Insgesamt dauert es elf Minuten von der Alarmierung bis zum Einsatzort. Mitten auf dem See ist ein kleines Boot gekentert. Eine Person ist nicht zu sehen. Die Männer und Frauen der Feuerwehr lassen ihr Boot zu Wasser und beginnen zu paddeln. Moment. Paddeln? Ja, richtig gelesen: Sie müssen sich mit Muskelkraft auf die Mitte eines 66 Hektar großen Sees begeben. Bisher lief alles automatisiert und in Windeseile ab. Jetzt scheint die Welt stehenzubleiben. Wer schon einmal mit einem Ruderboot unterwegs war, weiß, dass es nicht gerade das schnellste Fortbewegungsmittel ist 😉
Motorisiert unterwegs – dank 20 x 1000
Heute war es zum Glück nur eine Übung. Das Boot ist nicht wirklich gekentert. Die hilflose Person war nur imaginär. Christoph Rosa ist erleichtert, aber nachdenklich. „Auch wenn das Ganze nur eine Übung war, sowas kann jederzeit passieren. Mit unserem manuellen Schlauchboot sind wir viel zu langsam“, sagt er mit trüber Miene.
Klar, dass schnellstmöglich eine motorisierte Variante her musste. „Die Idee hatten wir schon seit 2014. Nur die Umsetzung war schwer. Wie so oft scheiterte es an der Finanzierung“, berichtet Christoph Rosa.
Damit es nicht nur mit dem Rettungsboot, sondern auch langfristig mit der Unterstützung der Feuerwehr vorwärts ging, gründeten sie einen Förderverein. Schnell fanden sich erste Unterstützer. Christoph Rosa: „Jeder Euro zählte. Da kamen die 1000 Euro von den Stadtwerken Erfurt gerade richtig. Wir haben uns bei 25 x 1000 beworben und gehörten zu den Gewinnern. Davon profitieren nicht nur wir, sondern auch die Erfurter.“
Die Erfurter Seen: Fluch und Segen
Der Alperstedter See im Norden der Landeshauptstadt ist aus einer alten Kiesgrube entstanden. Noch bis zum Jahr 2050 wird in diesem Gebiet Kies abgebaut. Zukünftig werden daher weitere Seen entstehen – und die Einsätze der Freiwilligen Feuerwehren vermutlich steigen. Warum? Die Seen sind Anziehungspunkt für Schwimmer, Taucher, Surfer, Angler, Bootsführer etc. Unfälle sind quasi vorprogrammiert:
Ein Kitesurfer stürzt und kugelt sich die Schulter aus. Ein Angler wird im Boot auf dem See ohnmächtig. Ein Schwimmer hat einen Krampf. Ein Schwan hat einen gebrochenen Flügel. Die Einsatzmöglichkeiten auf dem Alperstedter See sind vielfältig – und ja, auch Tierrettung gehört dazu.
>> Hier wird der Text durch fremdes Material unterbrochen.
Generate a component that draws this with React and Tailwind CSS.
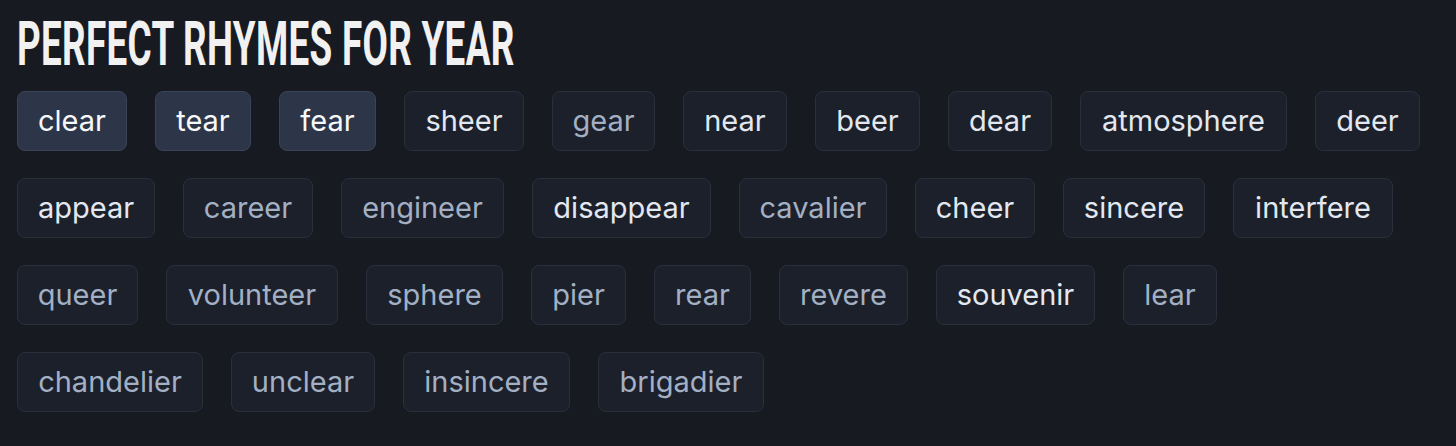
import React from "react";

const chips = [
  [
    ["clear", "hi", "w-[110px]"],
    ["tear", "hi", "w-[96px]"],
    ["fear", "hi", "w-[97px]"],
    ["sheer", "br", "w-[120px]"],
    ["gear", "dim", "w-[103px]"],
    ["near", "br", "w-[104px]"],
    ["beer", "br", "w-[105px]"],
    ["dear", "br", "w-[104px]"],
    ["atmosphere", "br", "w-[207px]"],
    ["deer", "br", "w-[105px]"],
  ],
  [
    ["appear", "br", "w-[138px]"],
    ["career", "dim", "w-[130px]"],
    ["engineer", "dim", "w-[163px]"],
    ["disappear", "br", "w-[179px]"],
    ["cavalier", "dim", "w-[148px]"],
    ["cheer", "br", "w-[120px]"],
    ["sincere", "br", "w-[142px]"],
    ["interfere", "br", "w-[160px]"],
  ],
  [
    ["queer", "dim", "w-[121px]"],
    ["volunteer", "dim", "w-[172px]"],
    ["sphere", "dim", "w-[137px]"],
    ["pier", "dim", "w-[95px]"],
    ["rear", "dim", "w-[97px]"],
    ["revere", "dim", "w-[129px]"],
    ["souvenir", "br", "w-[159px]"],
    ["lear", "dim", "w-[94px]"],
  ],
  [
    ["chandelier", "dim", "w-[186px]"],
    ["unclear", "dim", "w-[144px]"],
    ["insincere", "dim", "w-[167px]"],
    ["brigadier", "dim", "w-[166px]"],
  ],
].flat();

const styles = {
  hi: "bg-[#2d3648] border-[#3a4457] text-[#f7f8fa]",
  br: "bg-[#1c202b] border-[#2a2f3b] text-[#e3e8f0]",
  dim: "bg-[#1c202b] border-[#2a2f3b] text-[#a3b0c4]",
};

export default function App() {
  return (
    <div className="w-[1456px] h-[446px] bg-[#181a22] overflow-hidden px-[17px] pt-[14px]">
      <h1
        className="origin-left scale-x-[0.604] text-[61px] leading-[60px] font-bold tracking-[0.5px] text-[#f1f1f1] uppercase whitespace-nowrap"
        style={{ fontFamily: "Roboto, 'Liberation Sans', sans-serif" }}
      >
        Perfect Rhymes for Year
      </h1>
      <div className="mt-[17px] w-[1410px] flex flex-wrap gap-x-[28px] gap-y-[27px]">
        {chips.map(([word, kind, w]) => (
          <div
            key={word}
            className={`h-[60px] ${w} flex items-center justify-center rounded-[8px] border text-[29px] ${styles[kind]}`}
            style={{ fontFamily: "Inter, 'Liberation Sans', sans-serif" }}
          >
            {word}
          </div>
        ))}
      </div>
    </div>
  );
}
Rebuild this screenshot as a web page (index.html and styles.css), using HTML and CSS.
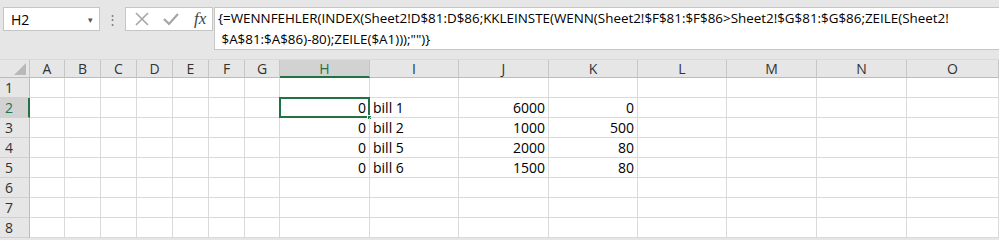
FILE: index.html
```
<!DOCTYPE html>
<html lang="de">
<head>
  <meta charset="UTF-8" />
  <title>Excel – Sheet1</title>
  <link rel="stylesheet" href="styles.css">
</head>
<body>
  <div class="toolbar">
    <div class="namebox">
      <span>H2</span>
      <span class="drop">&#9662;</span>
    </div>
    <div class="grip">&#8942;</div>
    <div class="fxbox">
      <svg width="16" height="16" viewBox="0 0 16 16"><path d="M2 2 L14 14 M14 2 L2 14" stroke="#a6a6a6" stroke-width="1.6" fill="none"/></svg>
      <svg width="18" height="16" viewBox="0 0 18 16"><path d="M2 8 L7 13 L16 3" stroke="#a6a6a6" stroke-width="2.2" fill="none"/></svg>
      <span class="fx">fx</span>
    </div>
    <div class="formula">{=WENNFEHLER(INDEX(Sheet2!D$81:D$86;KKLEINSTE(WENN(Sheet2!$F$81:$F$86&gt;Sheet2!$G$81:$G$86;ZEILE(Sheet2!<br>&nbsp;$A$81:$A$86)-80);ZEILE($A1)));"")}</div>
  </div>

  <div class="sheet" id="sheet"></div>

  <script>
    const cols = ["A","B","C","D","E","F","G","H","I","J","K","L","M","N","O"];
    const data = {
      2: { H: "0", I: "bill 1", J: "6000", K: "0" },
      3: { H: "0", I: "bill 2", J: "1000", K: "500" },
      4: { H: "0", I: "bill 5", J: "2000", K: "80" },
      5: { H: "0", I: "bill 6", J: "1500", K: "80" }
    };
    const sheet = document.getElementById("sheet");

    let html = '<div class="corner"><span class="tri"></span></div>';
    cols.forEach(c => {
      html += `<div class="colhead${c === "H" ? " active" : ""}">${c}</div>`;
    });

    for (let r = 1; r <= 8; r++) {
      html += `<div class="rowhead${r === 2 ? " active" : ""}">${r}</div>`;
      cols.forEach(c => {
        const val = (data[r] && data[r][c]) || "";
        const cls = c === "I" ? "cell text" : "cell";
        const sel = (r === 2 && c === "H") ? '<span class="sel"><i></i></span>' : "";
        html += `<div class="${cls}">${val}${sel}</div>`;
      });
    }
    sheet.innerHTML = html;
  </script>
</body>
</html>
```

FILE: styles.css
```
* {
  margin: 0;
  padding: 0;
  box-sizing: border-box;
}

body {
  width: 999px;
  height: 240px;
  overflow: hidden;
  background: #e6e6e6;
  font-family: "Open Sans", "Liberation Sans", sans-serif;
  font-size: 13px;
  color: #000;
}

.toolbar {
  height: 60px;
  display: flex;
  align-items: flex-start;
  padding-top: 7px;
  padding-left: 3px;
  background: #e6e6e6;
  border-bottom: 1px solid #d9d9d9;
}

.namebox {
  width: 97px;
  height: 24px;
  background: #fff;
  border: 1px solid #c6c6c6;
  display: flex;
  align-items: center;
  justify-content: space-between;
  padding: 0 6px 0 7px;
  font-size: 14px;
}

.drop {
  font-size: 9px;
  color: #555;
}

.grip {
  width: 25px;
  height: 24px;
  text-align: center;
  line-height: 24px;
  color: #777;
  font-size: 13px;
}

.fxbox {
  width: 88px;
  height: 24px;
  background: #fff;
  border: 1px solid #c6c6c6;
  display: flex;
  align-items: center;
  gap: 12px;
  padding-left: 8px;
}

.fx {
  font-family: "Liberation Serif", serif;
  font-style: italic;
  font-size: 17px;
  color: #444;
  margin-left: 2px;
}

.formula {
  flex: 1;
  height: 43px;
  margin-left: 1px;
  background: #fff;
  border: 1px solid #c6c6c6;
  border-right: none;
  padding: 0 0 0 3px;
  line-height: 21px;
  font-size: 13.4px;
  white-space: nowrap;
}

.sheet {
  display: grid;
  grid-template-columns: 30px 35px 36px 36px 36px 36px 36px 35px 90px 89px 90px 89px 89px 90px 90px 92px;
  grid-template-rows: 18px repeat(8, 20px);
  background: #fff;
}

.corner {
  background: #e6e6e6;
  border-right: 1px solid #c6c6c6;
  border-bottom: 1px solid #bcbcbc;
  position: relative;
}

.tri {
  position: absolute;
  right: 3px;
  bottom: 2px;
  width: 0;
  height: 0;
  border-left: 12px solid transparent;
  border-bottom: 12px solid #b8b8b8;
}

.colhead {
  background: #e6e6e6;
  border-right: 1px solid #c6c6c6;
  border-bottom: 1px solid #bcbcbc;
  text-align: center;
  line-height: 17px;
  font-size: 14px;
  color: #333;
}

.colhead.active {
  background: #d2d2d2;
  color: #217346;
  border-bottom: 2px solid #217346;
}

.rowhead {
  background: #e6e6e6;
  border-right: 1px solid #bcbcbc;
  border-bottom: 1px solid #d0d0d0;
  padding-left: 5px;
  line-height: 20px;
  font-size: 14px;
  color: #333;
}

.rowhead.active {
  background: #d2d2d2;
  color: #217346;
  border-right: 2px solid #217346;
}

.cell {
  position: relative;
  border-right: 1px solid #dadada;
  border-bottom: 1px solid #dadada;
  text-align: right;
  padding-right: 3px;
  line-height: 20px;
  font-size: 14px;
}

.cell.text {
  text-align: left;
  padding-left: 3px;
}

.sel {
  position: absolute;
  left: -1px;
  top: -1px;
  right: -1px;
  bottom: -1px;
  border: 2px solid #217346;
}

.sel i {
  position: absolute;
  right: -4px;
  bottom: -4px;
  width: 5px;
  height: 5px;
  background: #217346;
  border: 1px solid #fff;
}
```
„Um Projekte wie diese zu fördern, haben wir die Aktion 20×1000 ins Leben gerufen. Wir wollen Menschen im Ehrenamt die Arbeit und die Umsetzung ihrer Projekte erleichtern. Auch wenn wir in diesem besonderen Fall hoffen, dass das Rettungsboot nicht zu oft eingesetzt werden muss,“ sagt Sabine Hölterhoff, Leiterin Konzernmarketing der Stadtwerke Erfurt.